Selworthy Woods, above the church with its 14th-century wagon roofs, features oak, sycamore, sweet chestnut and silver birch, where you may hear the embattled green woodpecker drilling away. I was also struck by the depth of green, even in late autumn. This, though, is not down to the trees but to the lichens that thrive on them. Everything seems mantled in lichens, which are a real feature of many of Exmoor's combes and woodlands. A sign of good air quality, they flourish in mild Atlantic winds that drift into the moor.
The woods are something of a curiosity. While they may look ancient, they were actually planted after 1815 by Thomas Dyke Acland, the estate owner, with a block being seeded to commemorate the birth of each of his eight children – you wonder which came first, the plan to plant a very large wood or to have a very large family. The Aclands were an interesting clan. They were pretty enlightened landowners and reformers for their era, building the houses of Selworthy for their estate workers, before handing over the land to the Trust in 1944.
The woodland leads up to Selworthy Beacon, the modest summit on top of an area of rare western maritime heath. Although you are a mere 310 metres above sea level, the soaring, swooping nature of Exmoor's landscape – it's also unusual to see the sea from moorland in the UK – gives the impression of being much higher. Skylarks lurch upwards from the gorse and bell heather and the views on a fine day are really quite special. To the south-west is Dunkery Beacon, the highest point on Exmoor. Steep wooded valleys with little villages tucked away in their folds emerge abruptly on the plateau. To the west, a row of headlands line up for inspection, a flat shoreline huddled tightly against their base, where west Somerset merges into north Devon. With binoculars, you may pick out red deer on the contours below the beacon. The sky was clear, but I've also been here when a wonderful low sea mist has flooded the valley below. It's magical: the mist is far below, low enough that you can see right across the Bristol Channel to South Wales; it even lends an improbable serene beauty to the chimney stacks of the steelworks at Port Talbot, making them look like the emerald city from The Wizard of Oz.
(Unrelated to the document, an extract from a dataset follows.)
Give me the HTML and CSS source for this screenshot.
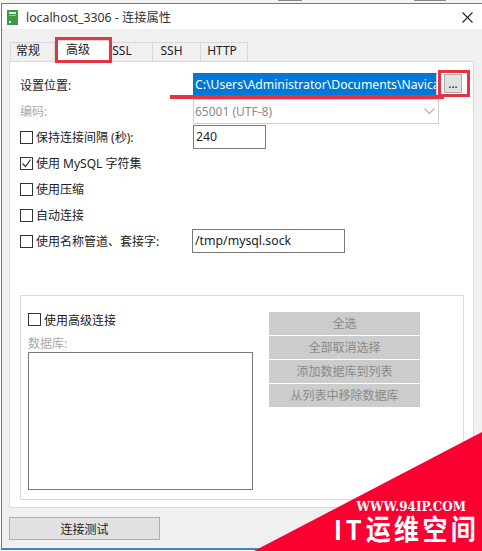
FILE: index.html
```html
<!DOCTYPE html>
<html>
<head>
    <title>localhost_3306 - 连接属性</title>
    <link rel="stylesheet" href="styles.css">
</head>
<body>
    <div id="strip">
        <span class="strip-bit first"></span>
        <span class="strip-bit second"></span>
    </div>
    <div id="window">
        <header id="titlebar">
            <svg class="app-icon" width="11" height="15" viewBox="0 0 11 15">
                <rect width="11" height="15" fill="#3f9a45"/>
                <rect x="2" y="2" width="7" height="2" fill="#d5ecd6"/>
                <rect x="2" y="5" width="7" height="1" fill="#8ccb8f"/>
                <rect x="2" y="11" width="2" height="2" fill="#e6f4e6"/>
            </svg>
            <span class="title-text">localhost_3306 - 连接属性</span>
            <svg class="close-icon" width="11" height="11" viewBox="0 0 11 11">
                <path d="M.5.5l10 10M10.5.5l-10 10" stroke="#222" stroke-width="1.1" fill="none"/>
            </svg>
        </header>
        <div id="body">
            <div id="tabs">
                <div class="tab tab-general">常规</div>
                <div class="tab active">高级</div>
                <div class="tab tab-ssl">SSL</div>
                <div class="tab tab-ssh">SSH</div>
                <div class="tab tab-http">HTTP</div>
            </div>
            <div id="panel">
                <div class="row">
                    <label class="row-label">设置位置:</label>
                    <div class="path-input">C:\Users\Administrator\Documents\Navicat</div>
                    <button type="button" class="browse">...</button>
                </div>
                <div class="row">
                    <label class="row-label muted">编码:</label>
                    <div class="select">
                        <span>65001 (UTF-8)</span>
                        <svg width="11" height="6" viewBox="0 0 11 6">
                            <path d="M.5.5l5 5 5-5" stroke="#b5b5b5" stroke-width="1.2" fill="none"/>
                        </svg>
                    </div>
                </div>
                <div class="row">
                    <label class="row-label check-label"><span class="check"></span>保持连接间隔 (秒):</label>
                    <div class="input short">240</div>
                </div>
                <div class="row">
                    <label class="row-label check-label wide">
                        <span class="check">
                            <svg width="11" height="11" viewBox="0 0 11 11">
                                <path d="M1.5 5.5l3 3 5-7" stroke="#333" stroke-width="1.2" fill="none"/>
                            </svg>
                        </span>使用 MySQL 字符集
                    </label>
                </div>
                <div class="row">
                    <label class="row-label check-label wide"><span class="check"></span>使用压缩</label>
                </div>
                <div class="row">
                    <label class="row-label check-label wide"><span class="check"></span>自动连接</label>
                </div>
                <div class="row">
                    <label class="row-label check-label"><span class="check"></span>使用名称管道、套接字:</label>
                    <div class="input socket">/tmp/mysql.sock</div>
                </div>
                <div id="group">
                    <div class="group-left">
                        <label class="check-label group-check"><span class="check"></span>使用高级连接</label>
                        <div class="muted db-label">数据库:</div>
                        <div class="listbox"></div>
                    </div>
                    <div class="group-buttons">
                        <button type="button" class="flat">全选</button>
                        <button type="button" class="flat">全部取消选择</button>
                        <button type="button" class="flat">添加数据库到列表</button>
                        <button type="button" class="flat">从列表中移除数据库</button>
                    </div>
                </div>
            </div>
            <button type="button" id="testButton">连接测试</button>
        </div>
    </div>

    <!-- red marks drawn over the screenshot -->
    <div class="mark mark-tab"></div>
    <div class="mark mark-line"></div>
    <div class="mark mark-browse"></div>

    <div id="stamp">
        <div class="stamp-url">WWW.94IP.COM</div>
        <div class="stamp-name"><span class="stamp-it">IT</span>运维空间</div>
    </div>
</body>
</html>
```

FILE: styles.css
```css
* {
    box-sizing: border-box;
}
html, body {
    height: 100%;
}
body {
    margin: 0;
    height: 551px;
    overflow: hidden;
    background: #fff;
    position: relative;
    font-family: "Noto Sans", "Noto Sans CJK SC", sans-serif;
    font-size: 12px;
    color: #222;
}
#strip {
    height: 3px;
    background: #f4f4f4;
    position: relative;
}
.strip-bit {
    position: absolute;
    top: 0;
    height: 1px;
    background: #888;
}
.strip-bit.first {
    left: 278px;
    width: 24px;
}
.strip-bit.second {
    left: 414px;
    width: 32px;
}
#window {
    height: 547px;
    margin-left: 1px;
    border: 1px solid #2f8bcb;
    border-width: 1px 0 2px 1px;
    display: flex;
    flex-direction: column;
}
#titlebar {
    height: 25px;
    flex: none;
    background: #fff;
    display: flex;
    align-items: center;
    padding: 0 9px 0 5px;
}
.app-icon {
    flex: none;
    margin-top: 2px;
}
.title-text {
    margin-left: 8px;
    font-size: 12.3px;
    flex: 1;
    color: #333;
}
.close-icon {
    flex: none;
    margin-top: 1px;
}
#body {
    flex: 1;
    background: #f0f0f0;
    padding: 11px 8px 0 7px;
}
#tabs {
    display: flex;
    height: 22px;
    align-items: flex-end;
    padding-left: 1px;
}
.tab {
    height: 20px;
    line-height: 15px;
    text-align: center;
    font-size: 12px;
    border: 1px solid #d9d9d9;
    border-bottom: none;
    border-left: none;
    background: #f0f0f0;
}
.tab-general {
    width: 45px;
    border-left: 1px solid #d9d9d9;
    padding-right: 9px;
}
.tab-ssl {
    width: 43px;
    padding-right: 18px;
}
.tab-ssh {
    width: 48px;
    padding-right: 10px;
}
.tab-http {
    width: 47px;
    padding-right: 4px;
}
.tab.active {
    width: 55px;
    height: 22px;
    line-height: 15px;
    background: #fff;
    padding-right: 8px;
    padding-top: 1px;
}
#panel {
    height: 447px;
    margin-top: -1px;
    background: #fff;
    border: 1px solid #d9d9d9;
    padding: 10px 9px 0 10px;
    position: relative;
}
.row {
    height: 26px;
    display: flex;
    align-items: center;
}
.row-label {
    width: 173px;
    flex: none;
    display: flex;
    align-items: center;
    white-space: nowrap;
}
.row-label.wide {
    width: auto;
}
.muted {
    color: #a9a9a9;
}
.check-label {
    display: flex;
    align-items: center;
}
.check {
    width: 13px;
    height: 13px;
    flex: none;
    border: 1px solid #333;
    background: #fff;
    margin-right: 3px;
    display: flex;
    align-items: center;
    justify-content: center;
}
.path-input {
    width: 244px;
    height: 24px;
    flex: none;
    border-top: 1px solid #0078d7;
    border-right: 1px solid #ccc;
    background: #0078d7;
    background-clip: padding-box;
    color: #fff;
    font-size: 12.2px;
    line-height: 22px;
    padding: 0 0 0 2px;
    overflow: hidden;
    white-space: nowrap;
}
.browse {
    width: 18px;
    height: 19px;
    flex: none;
    margin: 0 0 4px 7px;
    padding: 0 0 4px;
    border: 1px solid #adadad;
    background: #e1e1e1;
    font: 12px "Noto Sans", sans-serif;
    color: #222;
}
.select {
    width: 246px;
    height: 25px;
    flex: none;
    border: 1px solid #d0d0d0;
    background: #fff;
    color: #8c8c8c;
    padding: 0 3px 0 1px;
    display: flex;
    align-items: center;
    justify-content: space-between;
}
.input {
    height: 24px;
    flex: none;
    border: 1px solid #7a7a7a;
    background: #fff;
    line-height: 22px;
    padding-left: 2px;
    font-size: 12.3px;
}
.input.short {
    width: 73px;
}
.input.socket {
    width: 153px;
    margin-left: -1px;
}
#group {
    width: 444px;
    height: 205px;
    margin-top: 41px;
    border: 1px solid #dcdcdc;
    padding: 16px 0 0 7px;
    display: flex;
}
.group-left {
    width: 225px;
    flex: none;
}
.group-check {
    height: 15px;
}
.db-label {
    margin-top: 8px;
    height: 17px;
    line-height: 17px;
}
.listbox {
    width: 225px;
    height: 138px;
    border: 1px solid #7a7a7a;
    background: #fff;
}
.group-buttons {
    width: 151px;
    margin-left: 16px;
    display: flex;
    flex-direction: column;
    gap: 1px;
}
.flat {
    height: 23px;
    padding: 0 0 2px;
    border: none;
    background: #cccccc;
    color: #8a8a8a;
    font: 12px "Noto Sans", "Noto Sans CJK SC", sans-serif;
}
#testButton {
    display: block;
    width: 151px;
    height: 23px;
    margin-top: 9px;
    padding: 0;
    border: 1px solid #adadad;
    background: #e1e1e1;
    color: #222;
    font: 12px "Noto Sans", "Noto Sans CJK SC", sans-serif;
}
.mark {
    position: absolute;
}
.mark-tab {
    left: 55px;
    top: 37px;
    width: 57px;
    height: 26px;
    border: 3px solid #e5333f;
}
.mark-line {
    left: 170px;
    top: 95px;
    width: 274px;
    height: 4px;
    background: #e5333f;
}
.mark-browse {
    left: 438px;
    top: 70px;
    width: 32px;
    height: 27px;
    border: 3px solid #e5333f;
}
#stamp {
    position: absolute;
    right: 0;
    bottom: 0;
    width: 228px;
    height: 119px;
    background: #fb0030;
    clip-path: polygon(100% 0, 100% 100%, 0 100%);
    color: #fff;
}
.stamp-url {
    position: absolute;
    right: 16px;
    bottom: 37px;
    font-family: "DejaVu Serif", serif;
    font-weight: bold;
    font-size: 12px;
    line-height: 14px;
    white-space: nowrap;
}
.stamp-name {
    position: absolute;
    right: 3px;
    bottom: 4px;
    font-family: "Noto Sans CJK SC", sans-serif;
    font-weight: bold;
    font-size: 25px;
    line-height: 29px;
    letter-spacing: 3.3px;
    white-space: nowrap;
    transform: scaleY(1.15);
    transform-origin: bottom;
}
.stamp-it {
    font-family: "Liberation Sans", sans-serif;
    letter-spacing: 4.5px;
}
```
I picked up the coastal path, dropping steeply down Hurlstone Combe to Bossington's magnificent pebble beach, the centre of a wonderful amphitheatre of cliffs. I picked my way across here slowly, before settling down, or perching, on the uncomfortable stones. A storm in 1996 breached the shingle ridge here and conventional wisdom suggested reinforcing the beach. Instead, the Trust argued that, in the context of inexorable rising sea level and climate change, it made more sense to let the area go, and let the sea have its way. A large spring tide in 2008 did the trick, surging inland and lapping up against the limekilns. The result is a saltmarsh, a valuable habitat that attracts little egrets, lapwings and oystercatchers.
The path inland wound back towards Allerford, passing the picturesque hamlet of Bossington. My visit ended in twilight, with a clear sky above. There's no village lighting and the stars quickly emerged, framed by the huge semi-circular silhouette of the hills. The temperature dropped, too.
Exmoor may look cosy but it's a raw, elemental place at heart.
Distance: Eight miles.
Time: Three hours.
Map: Exmoor Outdoor Leisure 9.
Start at Allerford, follow contour paths up to Selworthy church and signpostsn to Selworthy Beacon. Head for Bossington Hill and drop down via the coast path and Hurlstone Point to Bossington Beach. Walk along the beach to cross the River Aller and return to Allerford via Bossington.